Allowing the powers of Regent’s most popular drink, ‘The Dizzi’, to kick in, I head over to Balliol to see if the incumbent Lady Lindsay, Hannah O’Connor, is running the bar into the ground or just running it beneath the ground. ‘The Lindsay’ has long been a famously good watering hole, and after being shut for over two years due to water damage and refurbishment, it is back and better than ever. 

A world away from the intimacy of Regent’s, Balliol’s bar is a spacious underground haunt. Serving up a spectacular line up of drinks from the legendary ‘Balliol Blues’ to Lady Lindsay’s experimental peach margaritas, the bar has a sophisticated air but is equally welcoming and spirited. 

While the cocktails are shaken, I ask around among the many unbiased customers what makes Balliol bar so special. ‘I just love it here’ a non-Balliol reveller tells me, ‘it’s the vibe, I don’t ever want to leave when I come in’. The best thing about Balliol bar?
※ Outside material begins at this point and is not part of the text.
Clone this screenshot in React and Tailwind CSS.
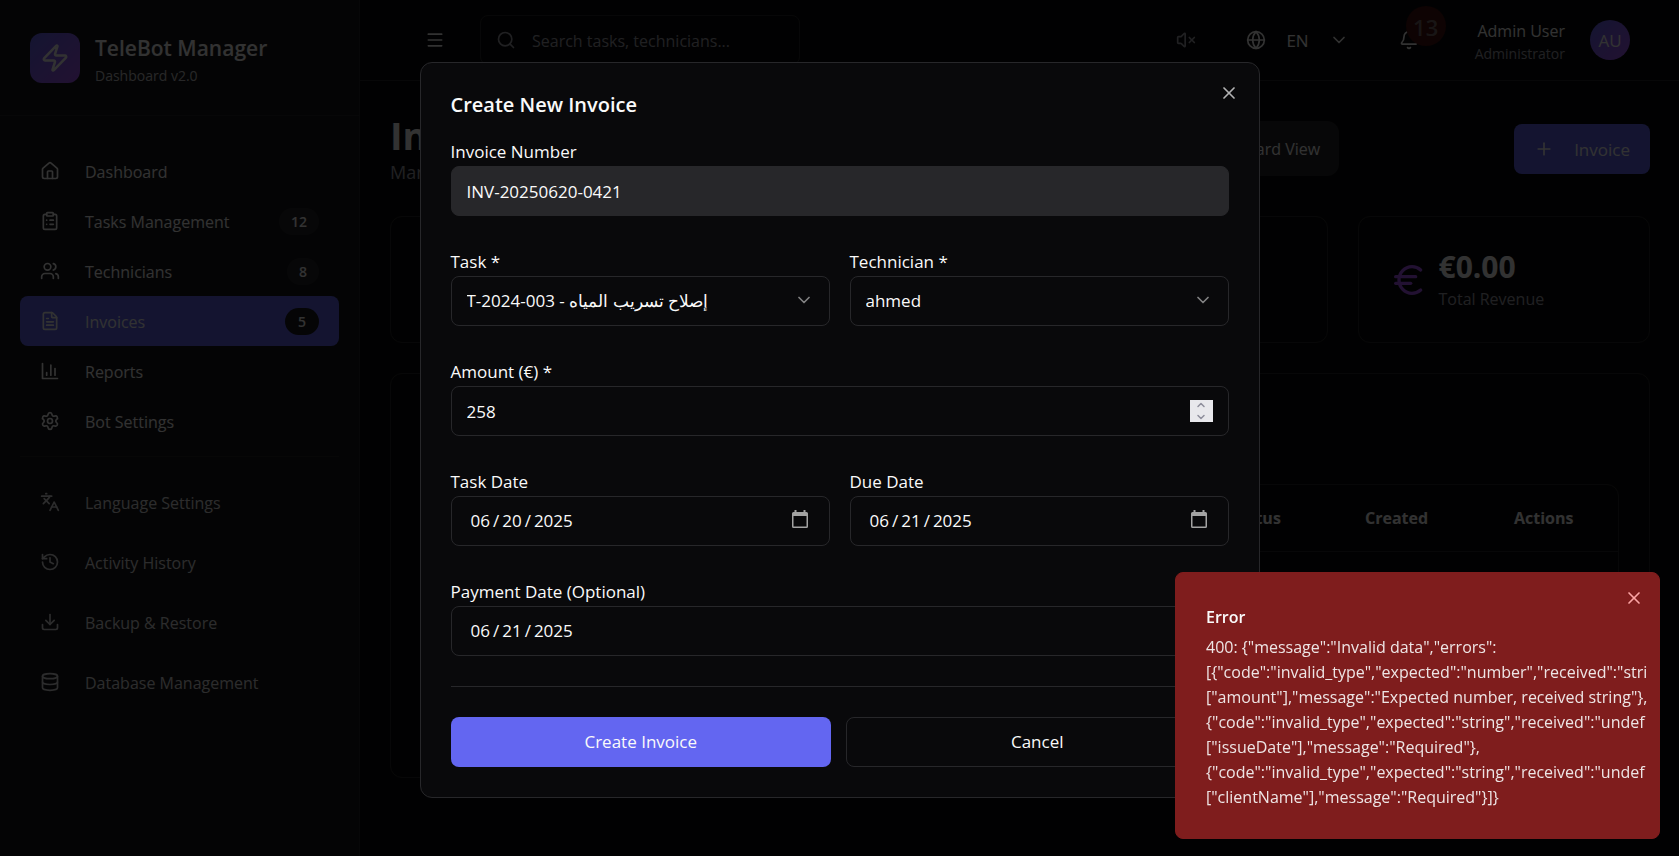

After the drinks, it’s Lady Lindsay herself, I’m told. 

‘I’ve managed to make the bar profitable without losing any of its essence’, Hannah says. ‘There are no frills, it’s just a great space and should be a place that students want to go to. I do put a lot of work in but it gives me such joy when I see it bustling with people all drinking and having a good time’. 

I listen to the pair complain about the weight of their duties, dealing with irritable suppliers and the recklessness of certain bar users all evening. So why do it? Why have a student run bar if it’s just another headache? Spending the evening in the bars, I get the sense that both bar bosses manage to blend the fun and chaos of the job with the gravity of the responsibility.

‘You don’t rant about something you don’t care about’, Amelia tells me, ‘It really doesn’t make sense to have a college bar run by students, it’s not rational but there’s something irreplaceable about it. Because we’re student run, we’ve got something that no other bar has – a lot of love and pride for it and that’s what makes it so special.’